For those who choose to observe some or all of the system of kashrut, it serves as a frequent
reminder of their distinct identity as Jews.
Many explanations have been offered for each aspect of kashrut. The Torah suggests that the
Israelites attain unique holiness through food restrictions that distinguish them from other
peoples. Some later explanations are framed in behavioral categories internal to Judaism, such
as inculcating kindness and preventing cruelty to animals. Others are the insights of
historians and anthropologists, frequently on the basis of comparison with other religious
systems. None has proved universally satisfactory, but many have served to bolster the desire
of some Jews to observe these challenging restrictions.
History: The Torah is the source of limitations on what foods from animal sources may
be consumed and of the ban on "cooking a kid in its mother's milk." Rabbinic
tradition interprets those prohibitions, filling in operative details and setting up further
restrictions to provide greater assurance that the Torah's bans are not violated. Over
centuries of application and interpretation, these restrictions have been extended and
refined. Modern Jewish thinkers and movements vary in the degree to which they advocate the
observance of kashrut. Some have tried to blend it with such contemporary concerns as
vegetarianism and environmentalism.
Kosher Food: Food from animal sources is subject to many conditions. Only certain
species of mammals and birds are kosher, and then only if slaughtered in a particular fashion
and found healthy upon inspection. The prohibition on consuming blood requires that meat be
salted and soaked. Fish with fins and scales are kosher, and their flesh requires no such
special treatment.
Today, Jews who observe kashrut rely on recognized supervision agencies whose symbols on
packaged foods or whose certificates in shops and restaurants testify to the acceptability of
the food within.
Kosher Lifestyle: Preventing the mixing of meat products and milk
products has led to the practice of maintaining separate sets of cookware, tableware, and
flatware for meat and dairy. Some households also have items used for neither meat nor milk
(this category is called pareve, or neutral); food prepared using these can be eaten with
either meat or dairy.
Establishing a kosher kitchen requires some work, but the regularities are not difficult to
maintain. Making an existing kitchen kosher may involve replacing some equipment, but many
items can be made kosher and some need no treatment at all. With good will, flexibility, and
creativity, individuals can "keep kosher" in nonkosher homes andrestaurants.

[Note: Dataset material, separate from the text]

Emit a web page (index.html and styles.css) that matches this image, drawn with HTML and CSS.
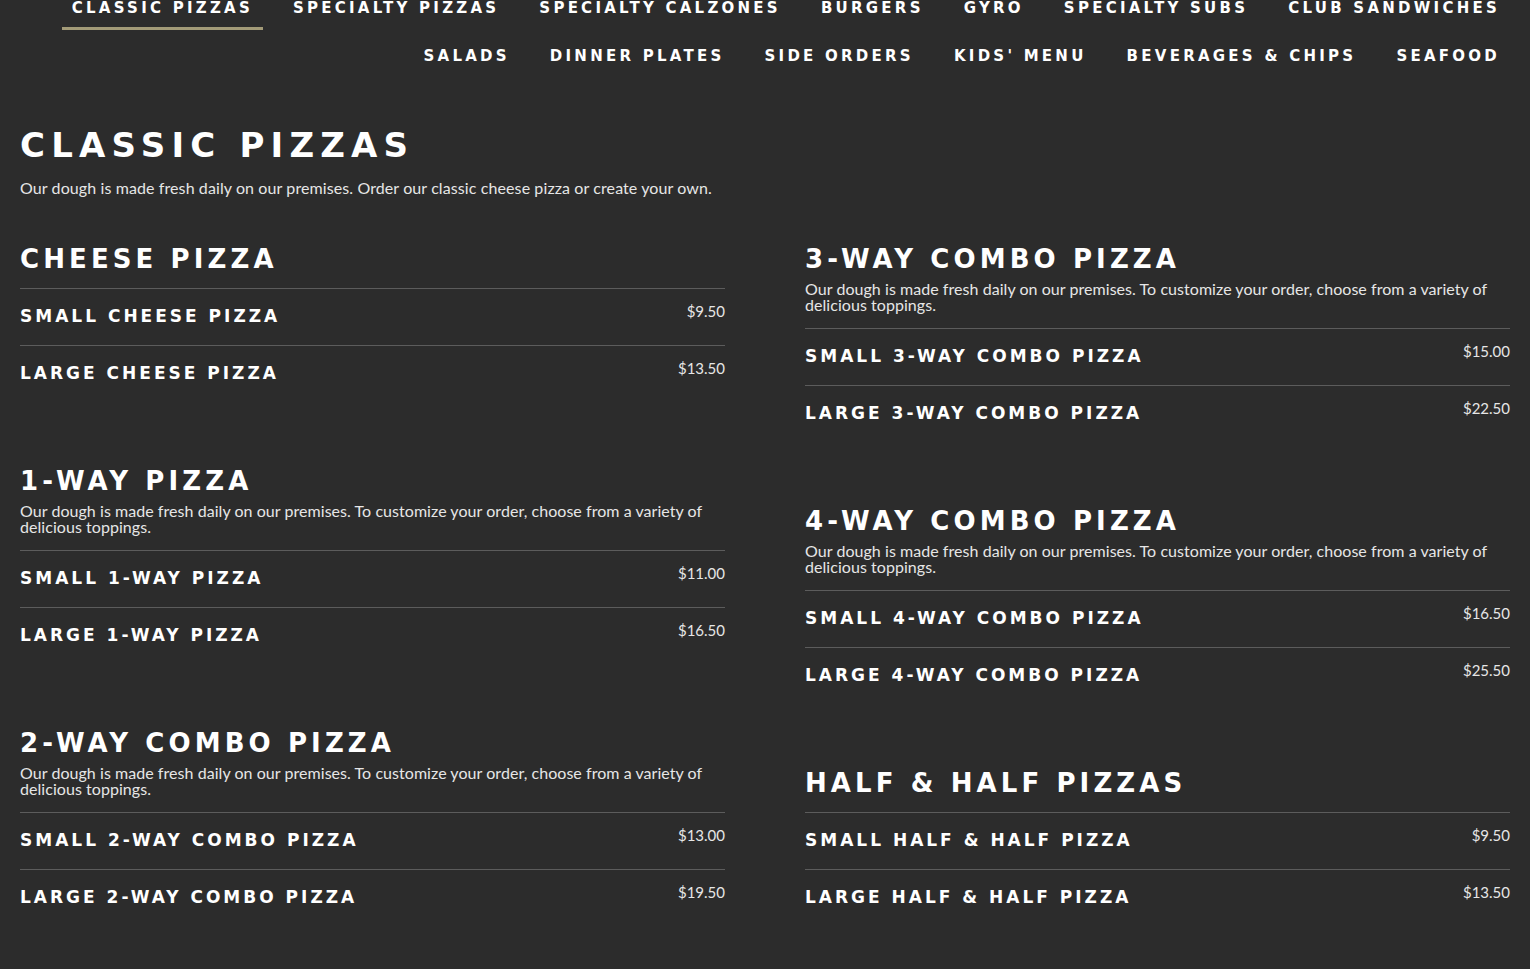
FILE: index.html
```html
<!DOCTYPE html>
<html lang="en">
<head>
<meta charset="utf-8">
<title>Classic Pizzas</title>
<link rel="stylesheet" href="styles.css">
</head>
<body>
<nav class="nav">
  <ul class="nav-row">
    <li class="nav-item active">Classic Pizzas</li>
    <li class="nav-item">Specialty Pizzas</li>
    <li class="nav-item">Specialty Calzones</li>
    <li class="nav-item">Burgers</li>
    <li class="nav-item">Gyro</li>
    <li class="nav-item">Specialty Subs</li>
    <li class="nav-item">Club Sandwiches</li>
  </ul>
  <ul class="nav-row">
    <li class="nav-item">Salads</li>
    <li class="nav-item">Dinner Plates</li>
    <li class="nav-item">Side Orders</li>
    <li class="nav-item">Kids' Menu</li>
    <li class="nav-item">Beverages &amp; Chips</li>
    <li class="nav-item">Seafood</li>
  </ul>
</nav>

<main class="menu">
  <h1 class="menu-title">Classic Pizzas</h1>
  <p class="menu-intro">Our dough is made fresh daily on our premises. Order our classic cheese pizza or create your own.</p>

  <div class="columns">
    <div class="column">
      <section class="section">
        <h2 class="section-title">Cheese Pizza</h2>
        <ul class="items">
          <li class="item"><span class="item-name">Small Cheese Pizza</span><span class="price">$9.50</span></li>
          <li class="item"><span class="item-name">Large Cheese Pizza</span><span class="price">$13.50</span></li>
        </ul>
      </section>
      <section class="section">
        <h2 class="section-title">1-Way Pizza</h2>
        <p class="section-desc">Our dough is made fresh daily on our premises. To customize your order, choose from a variety of delicious toppings.</p>
        <ul class="items">
          <li class="item"><span class="item-name">Small 1-Way Pizza</span><span class="price">$11.00</span></li>
          <li class="item"><span class="item-name">Large 1-Way Pizza</span><span class="price">$16.50</span></li>
        </ul>
      </section>
      <section class="section">
        <h2 class="section-title">2-Way Combo Pizza</h2>
        <p class="section-desc">Our dough is made fresh daily on our premises. To customize your order, choose from a variety of delicious toppings.</p>
        <ul class="items">
          <li class="item"><span class="item-name">Small 2-Way Combo Pizza</span><span class="price">$13.00</span></li>
          <li class="item"><span class="item-name">Large 2-Way Combo Pizza</span><span class="price">$19.50</span></li>
        </ul>
      </section>
    </div>
    <div class="column">
      <section class="section">
        <h2 class="section-title">3-Way Combo Pizza</h2>
        <p class="section-desc">Our dough is made fresh daily on our premises. To customize your order, choose from a variety of delicious toppings.</p>
        <ul class="items">
          <li class="item"><span class="item-name">Small 3-Way Combo Pizza</span><span class="price">$15.00</span></li>
          <li class="item"><span class="item-name">Large 3-Way Combo Pizza</span><span class="price">$22.50</span></li>
        </ul>
      </section>
      <section class="section">
        <h2 class="section-title">4-Way Combo Pizza</h2>
        <p class="section-desc">Our dough is made fresh daily on our premises. To customize your order, choose from a variety of delicious toppings.</p>
        <ul class="items">
          <li class="item"><span class="item-name">Small 4-Way Combo Pizza</span><span class="price">$16.50</span></li>
          <li class="item"><span class="item-name">Large 4-Way Combo Pizza</span><span class="price">$25.50</span></li>
        </ul>
      </section>
      <section class="section">
        <h2 class="section-title">Half &amp; Half Pizzas</h2>
        <ul class="items">
          <li class="item"><span class="item-name">Small Half &amp; Half Pizza</span><span class="price">$9.50</span></li>
          <li class="item"><span class="item-name">Large Half &amp; Half Pizza</span><span class="price">$13.50</span></li>
        </ul>
      </section>
    </div>
  </div>
</main>
</body>
</html>
```

FILE: styles.css
```css
* {
  box-sizing: border-box;
}

html, body {
  margin: 0;
  padding: 0;
  background: #2c2c2c;
  color: #ffffff;
}

body {
  font-family: "Lato", "Liberation Sans", sans-serif;
  min-height: 969px;
  overflow: hidden;
}

/* ---------- Navigation ---------- */
.nav {
  display: flex;
  flex-direction: column;
  row-gap: 18px;
  padding: 0 20px 0 20px;
}

.nav-row {
  list-style: none;
  margin: 0;
  padding: 0;
  display: flex;
  justify-content: flex-end;
  column-gap: 20px;
}

.nav-item {
  font-family: "DejaVu Sans", sans-serif;
  font-weight: 700;
  font-size: 15px;
  line-height: 16px;
  letter-spacing: 3.25px;
  text-transform: uppercase;
  color: #ffffff;
  padding: 0 10px 11px 10px;
  border-bottom: 3px solid transparent;
  white-space: nowrap;
}

.nav-item.active {
  border-bottom-color: #a39b78;
}

/* ---------- Menu ---------- */
.menu {
  padding: 0 20px;
}

.menu-title {
  font-family: "DejaVu Sans", sans-serif;
  font-weight: 700;
  font-size: 34px;
  line-height: 40px;
  letter-spacing: 6.2px;
  text-transform: uppercase;
  margin: 47px 0 0 0;
}

.menu-intro {
  font-size: 16px;
  line-height: 16px;
  letter-spacing: 0.1px;
  color: #e6e6e6;
  margin: 15px 0 0 0;
}

.columns {
  display: grid;
  grid-template-columns: 1fr 1fr;
  column-gap: 80px;
  margin-top: 46px;
}

.column {
  display: flex;
  flex-direction: column;
  row-gap: 62px;
}

.section-title {
  font-family: "DejaVu Sans", sans-serif;
  font-weight: 700;
  font-size: 26px;
  line-height: 34px;
  letter-spacing: 4.1px;
  text-transform: uppercase;
  margin: 0 0 5px 0;
}

.section-desc {
  font-size: 16px;
  line-height: 16px;
  letter-spacing: 0.05px;
  color: #e6e6e6;
  margin: 0 0 15px 0;
}

.items {
  list-style: none;
  margin: 12px 0 0 0;
  padding: 0;
}

.item {
  display: flex;
  justify-content: space-between;
  align-items: flex-start;
  height: 57px;
  border-top: 1px solid #5c5c5c;
  padding-top: 17px;
}

.item-name {
  font-family: "DejaVu Sans", sans-serif;
  font-weight: 700;
  font-size: 17px;
  line-height: 20px;
  letter-spacing: 3px;
  text-transform: uppercase;
}

.price {
  font-size: 15px;
  line-height: 20px;
  color: #e6e6e6;
  margin-top: -5px;
}
```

Ask an average person to describe kosher food and they might say it is food "blessed by a
rabbi." The word "kosher," however, is Hebrew for "fit" or
"appropriate" and describes the food that is suitable for a Jew to eat. With its
roots in the Hebrew Bible, the system of defining which foods are kosher was developed by the
rabbis of late antiquity. Its application to changing realities has been the work of
subsequent generations, including our own.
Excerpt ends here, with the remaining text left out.